Netflix has continued producing its own content in 2016. Five out of six of its original drama series were released in the last year. Nine out of its 14 comedy titles were released in 2016. The same statistics continued through kids animations, foreign language series, docu-series, stand up comedies and other categories.

There are 32 new series due for launch in 2017 already.

There was a surprise in 2016 with Netflix releasing 12 Netflix produced films, and another six scheduled for the first half of 2017.

Netflix has succeeded with the direct to consumer, glass-to-glass model, and looks set to continue its stellar growth.

Prediction rating: 8/10. No traditional broadcaster acquisitions in 2016, but with this much original programming, it competes like one without any advertising dependency.

4. New banks in 2016 looking for customers

I said “In 2016 we’ll see a number of new banks being set up, but I doubt many people will switch to them”.

There were lots of new UK banks in 2016 (this is a regularly updated page). The prediction was their number of customers.

For as many web articles commending these new, challenger banks, there are articles criticising them and quoting the low performance of current account switching services. I couldn’t find any authoritative figures on how many account holders the challenger banks have.

Prediction rating: 8/10. Yes there have been dozens of new banks launching in the UK this year, and none of them have released any news about their one millionth customer signing up.

5. Ultra HD Blu-ray sales

UHD Blue-ray players went on sale at the end of 2016, and ranged in price from £300 upwards. What’s interesting about that price point is the latest version of Microsoft’s Xbox One console – the S version – can play UHD Blu-ray discs, and it costs £300.

Amazon Prime Video, Netflix and YouTube have some (currently read: “a little”) 4K content, usually for increased subscription costs. And you better have a decent broadband connection to squeeze that much video into your house.

Prediction raring: 5/10 I said “I reckon it will be difficult to still find them for sale by the end of 2016” – and they only went on release in November.

6. Autonomous agents will buy over $1bn of stuff for us

I said “By the end of 2016, the first $1bn of products will have been purchased for us by autonomous agents such as Siri, Cortana, Google Now or Tesla.

I missed Amazon out of that list, and by November, they had sold 5.1 million Echo devices according to researchers. In the run up to Christmas, Amazon sold out of Echo devices.

By December, Google Home allows customers to order a pizza using their Google Home device.

According to Statista, 10% of Amazon Echo users regularly add items to a shopping list using their assistants. The average annual spend for Amazon Prime customers is $1,200. Multiplying those two together gives $612m of revenue.

Prediction rating: 6/10. I said a billion dollars, and I was only 61% correct!

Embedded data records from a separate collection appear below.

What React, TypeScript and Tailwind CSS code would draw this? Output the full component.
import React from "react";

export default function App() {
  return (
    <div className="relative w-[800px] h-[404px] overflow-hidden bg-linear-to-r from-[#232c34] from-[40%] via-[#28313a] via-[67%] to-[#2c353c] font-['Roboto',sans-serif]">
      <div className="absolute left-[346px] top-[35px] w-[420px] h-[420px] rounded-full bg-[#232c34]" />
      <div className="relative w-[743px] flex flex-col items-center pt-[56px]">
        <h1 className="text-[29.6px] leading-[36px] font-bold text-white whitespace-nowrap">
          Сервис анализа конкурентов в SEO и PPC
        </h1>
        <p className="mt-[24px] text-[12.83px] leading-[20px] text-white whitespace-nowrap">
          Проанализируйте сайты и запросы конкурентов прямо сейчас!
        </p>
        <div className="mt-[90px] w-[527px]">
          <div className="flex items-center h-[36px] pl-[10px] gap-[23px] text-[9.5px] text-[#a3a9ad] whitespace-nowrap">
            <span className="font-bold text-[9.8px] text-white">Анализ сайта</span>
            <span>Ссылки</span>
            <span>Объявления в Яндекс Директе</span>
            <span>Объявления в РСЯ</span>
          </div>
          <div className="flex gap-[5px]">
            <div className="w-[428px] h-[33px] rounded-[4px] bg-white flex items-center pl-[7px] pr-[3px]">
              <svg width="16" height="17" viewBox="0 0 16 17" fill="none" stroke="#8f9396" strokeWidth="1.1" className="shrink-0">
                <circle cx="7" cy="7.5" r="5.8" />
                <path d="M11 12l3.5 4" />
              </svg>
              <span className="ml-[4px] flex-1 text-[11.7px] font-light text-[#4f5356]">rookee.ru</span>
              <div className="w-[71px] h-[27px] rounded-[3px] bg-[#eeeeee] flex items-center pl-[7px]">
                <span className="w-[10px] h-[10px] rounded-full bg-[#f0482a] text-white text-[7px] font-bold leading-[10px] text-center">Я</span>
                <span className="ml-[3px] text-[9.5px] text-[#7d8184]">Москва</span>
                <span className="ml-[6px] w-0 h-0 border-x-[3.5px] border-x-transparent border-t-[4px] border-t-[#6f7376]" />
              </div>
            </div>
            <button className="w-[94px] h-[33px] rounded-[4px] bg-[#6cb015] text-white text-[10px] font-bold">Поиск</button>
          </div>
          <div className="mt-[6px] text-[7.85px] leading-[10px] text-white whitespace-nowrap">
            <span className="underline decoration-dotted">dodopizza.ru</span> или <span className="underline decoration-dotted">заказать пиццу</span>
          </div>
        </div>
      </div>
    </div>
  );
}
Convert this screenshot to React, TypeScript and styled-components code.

7. Different business models to defend against hacking

In 2016 we saw an increase in hacks, including some high profile ones such as Yahoo! which had occurred years earlier.

I predicted “we’ll see innovative business processes to reduce the risk of being hacked…. Including distributed fragmented databases – literally spreading the risk, perhaps even keeping content on smartphones rather than centralised.

I suspect we’ll see distributed databases and these business models in several years. Unfortunately we are still in the traditional mind-set of putting bigger locks on doors, but using more complex firewalls and encryption.

Prediction rating: 2/10. Many more hacks, but the same defence mind-set.

8. Social media: It will all be about live

I said “Social media in 2016 will be rejuvenated with live video content. Lots of live video.” Anyone of the billion and a half Facebook users will regularly see Live video streams in their activity feeds.

And the reason is clear – users watch Facebook Live video three times longer when it’s live than on demand. Facebook haven’t revealed how many of users’ posts are Live video, but Facebook’s corporate performance is still increasing rapidly and appears to continue through 2017.

Facebook Live’s user experience sets the gold standard for ease of use. It’s as easy as posting a message to Facebook.

Prediction rating: 8/10. Facebook’s Live feature has set the standard for live video. And news still breaks on Twitter faster than any news outlet.

9. Asta-la-vista Marissa Mayer

Which of these companies’ stock beat the others during 2016: Facebook, Twitter, Yahoo, LinkedIn, Ebay, Google, Apple, Microsoft and Oracle?

The answer is Yahoo!

Despite a security breach dating back to 2013, Yahoo! still has a very, very, very loyal following.

In February, Yahoo! claimed over 600 million monthly users on mobile, more than half of its 1 billion total users, helping generate a little over $1 billion in mobile alone.

Prediction rating: 0/10. Yahoo! seems to be doing well, despite security breaches, and competitors such as Microsoft, Facebook, Google and others. Amazing.

10. Twitter to be acquired by a very large company

Photo courtesy of Anthoiny Quintano
Photo courtesy of Anthony Quintano

Last year I reported “Twitter’s share price continues to fall (over 35% in 2015) and will become an acquisition target.” In 2016 their stock fell another 28%.

In October this prediction looked spot on. Salesforce, Google, Apple and Disney all looked to be interested in purchasing Twitter. However, they all walked away and watched Twitter’s price continue to fall.

To be fair, Twitter users still continue to grow despite the financial performance indicating otherwise – mainly because the growth isn’t aggressive enough.

Prediction rating: 5/10. It looked so close, but alas, Twitter is still an independent company, today.


Summary of the 2016 predictions

That’s a total of 61 out of 100. And this is one of the more accurate years!

I’ll release the predictions for 2017 in the next fortnight.